Ned’s Straight Up - 7c+
Sit start in the middle of Jerry’s Traverse - LH sidepull and RH undercut. Climb up into the slots of Jerry’s via a big yank, and finish along this.
Bradley Edge
Underdog - 8a
A low/standing start to Top Dog. Pull on with 2 poor crimps and snatch into the stand start. Obviously don’t French start!
Mervyn Stutter
Angry Pirate - 7c+
The left arete of Skooter Ram. This isn’t a great problem, as it’s actually easier to climb this feature on the edges between the aretes, but visually it’s an obvious challenge. And I enjoyed doing it last year after first trying it probably 15 years ago. It also dries very fast and is 1 minute from the road.
Start standing, left hand on the arete and right hand on a tilted crimp on the face. Use a bad foothold on the arete to slap up to more right hand edges and top out more easily. Eliminate the right arete for hands and feet throughout. And the left hand side block (or any foot blocks).
Black Garden
Shut Your Noise - 7b+
A low start to Solo Polo Vision, from matched on the rail.
The Watcher - 7c+
Forest Casual low start.
Start with one hand on the arete and one on a flake in the cave. Use a heel on the flake to get established on the arete and finish up FC.
Bosley Cloud
Summit from Nothing - 8a
A standing start to Summit arete, from feet on the ground, not on any rocks. Pull on with a couple of pinches and do a hard slap into the rail and finish up the route. Sam Lawson has added a sit start to this which looks great and adds some hard looking moves.
The Waiting Room - 7c+
The blunt prow/arete feature on the right hand end of the crag from a stand start.

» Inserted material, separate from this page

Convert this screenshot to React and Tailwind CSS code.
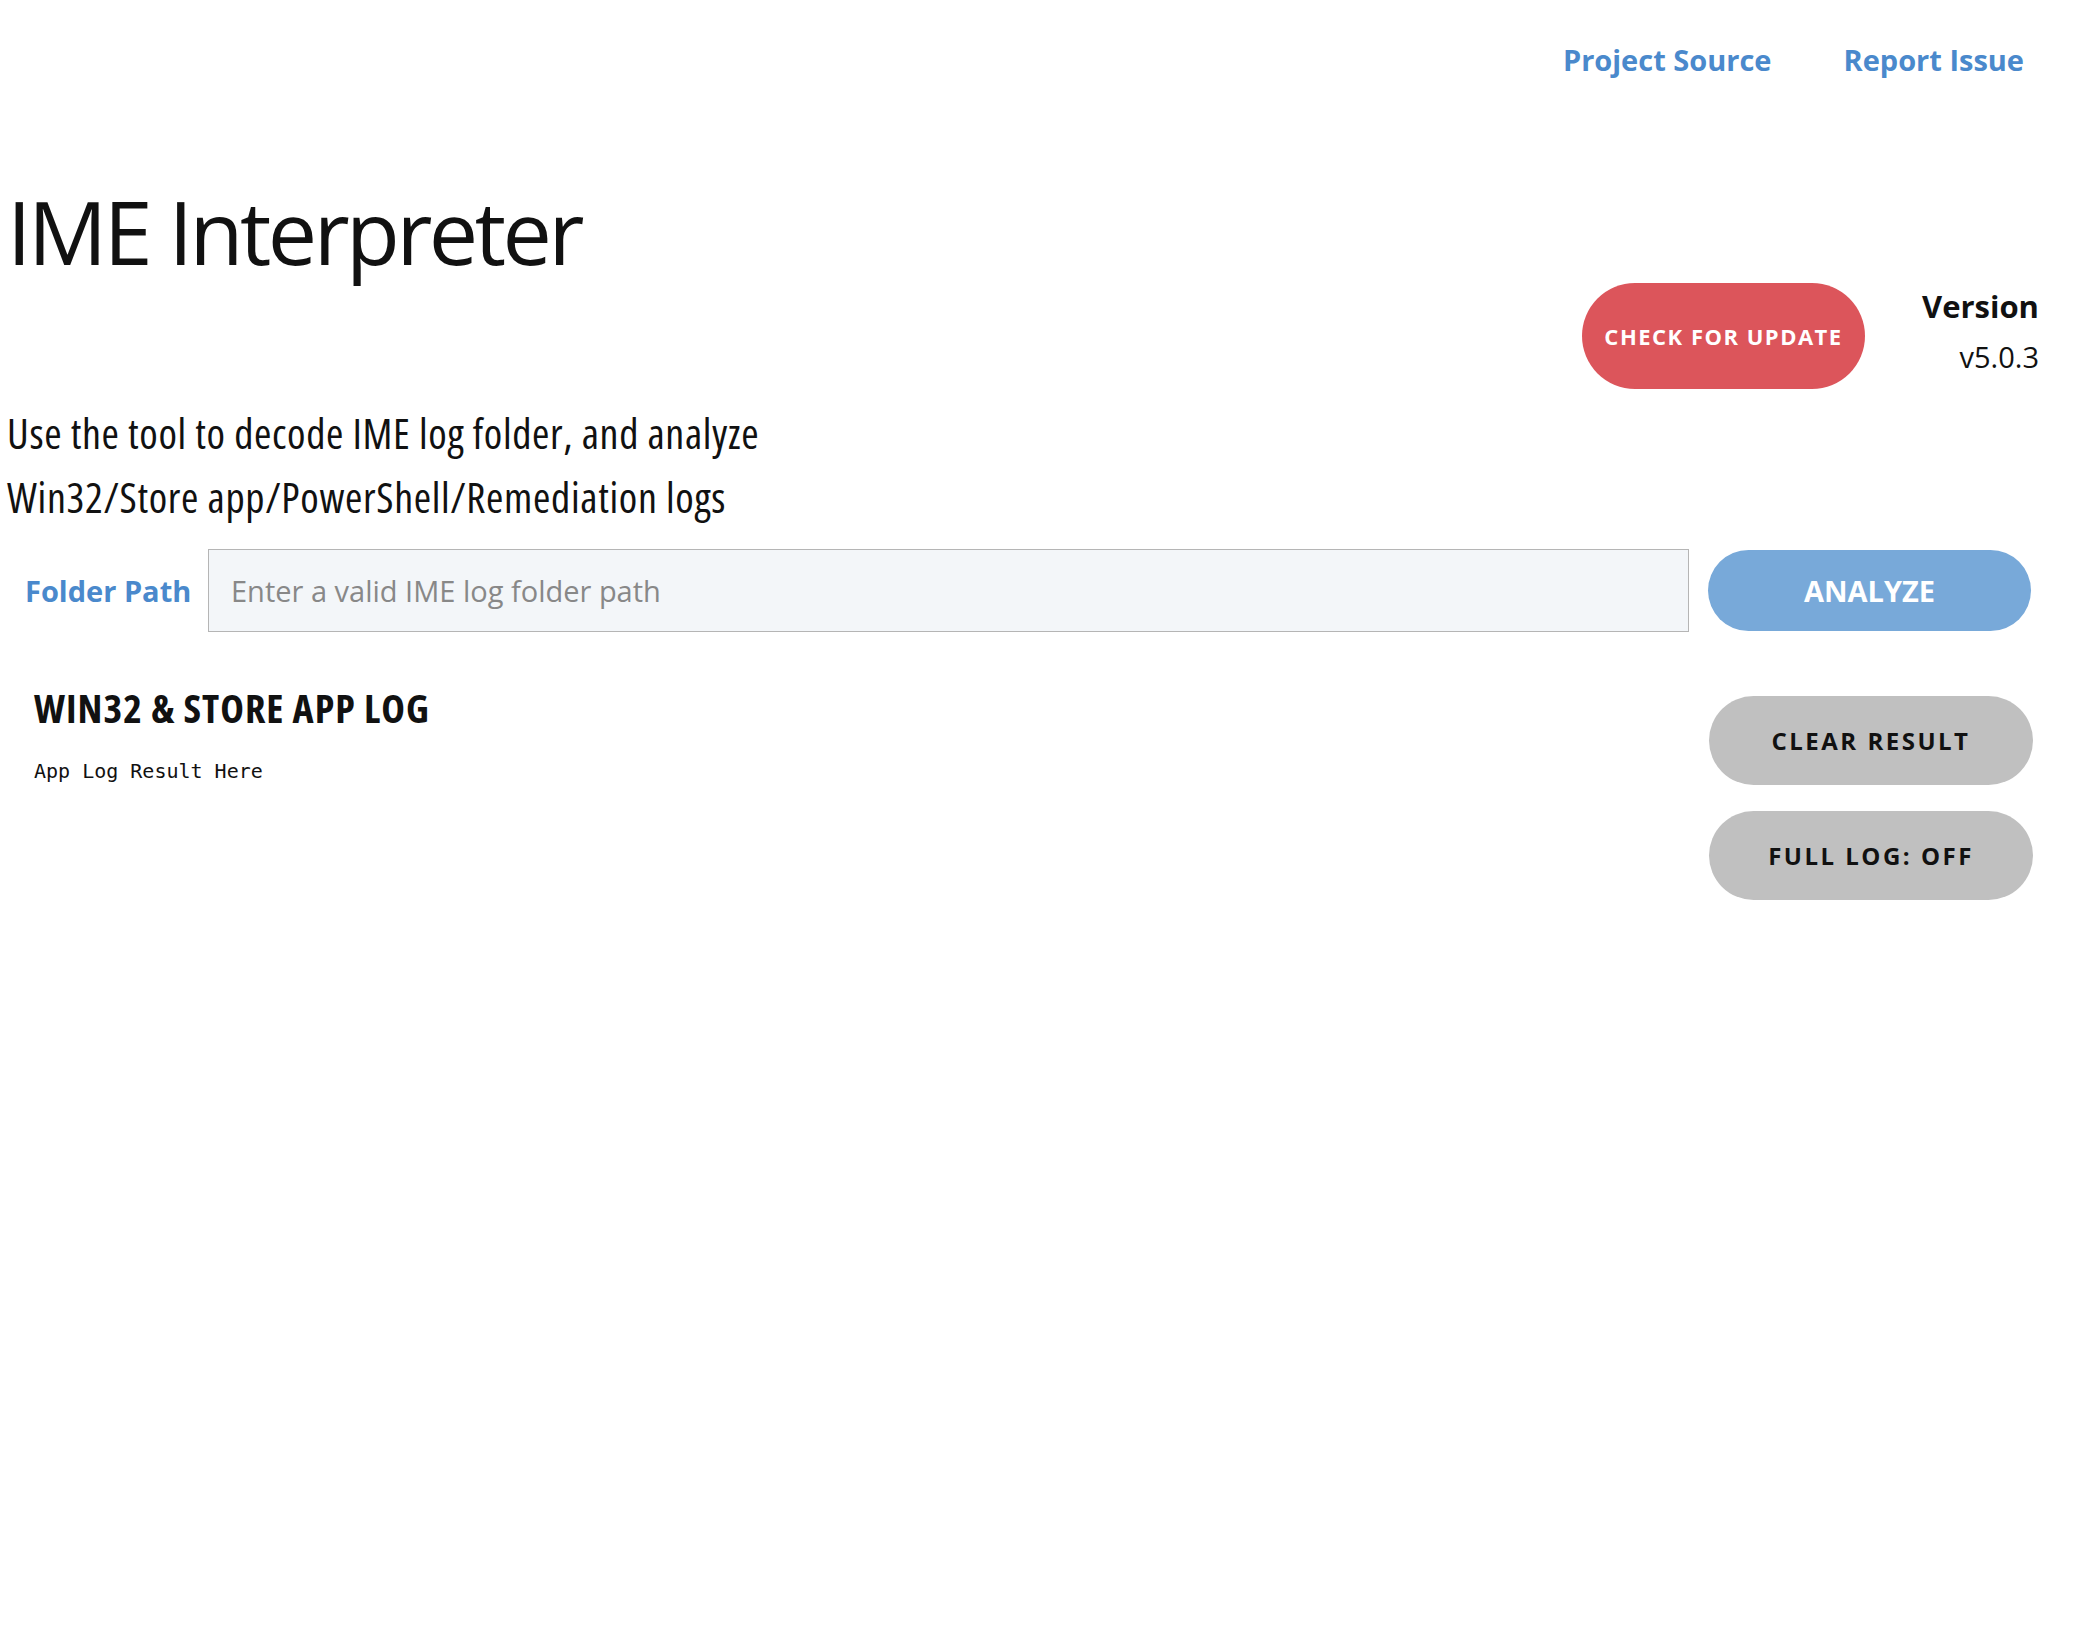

At the absolute limit of my span, and felt desperate! Not one for the short.
Tom Newman has added a sit start which is even more reachy, but looks brilliant. Clocks in at 8b.
Churnet
Bock Atrocity - 8a
The project on the far left of the Frankenchurnet wall. I started standing using a RH flake and LH pocket. Do a huge move up to a sloper rail, match and top out. It would be possible to start this lower on some flake holds, but they looked a bit fragile so I just pulled on from higher up.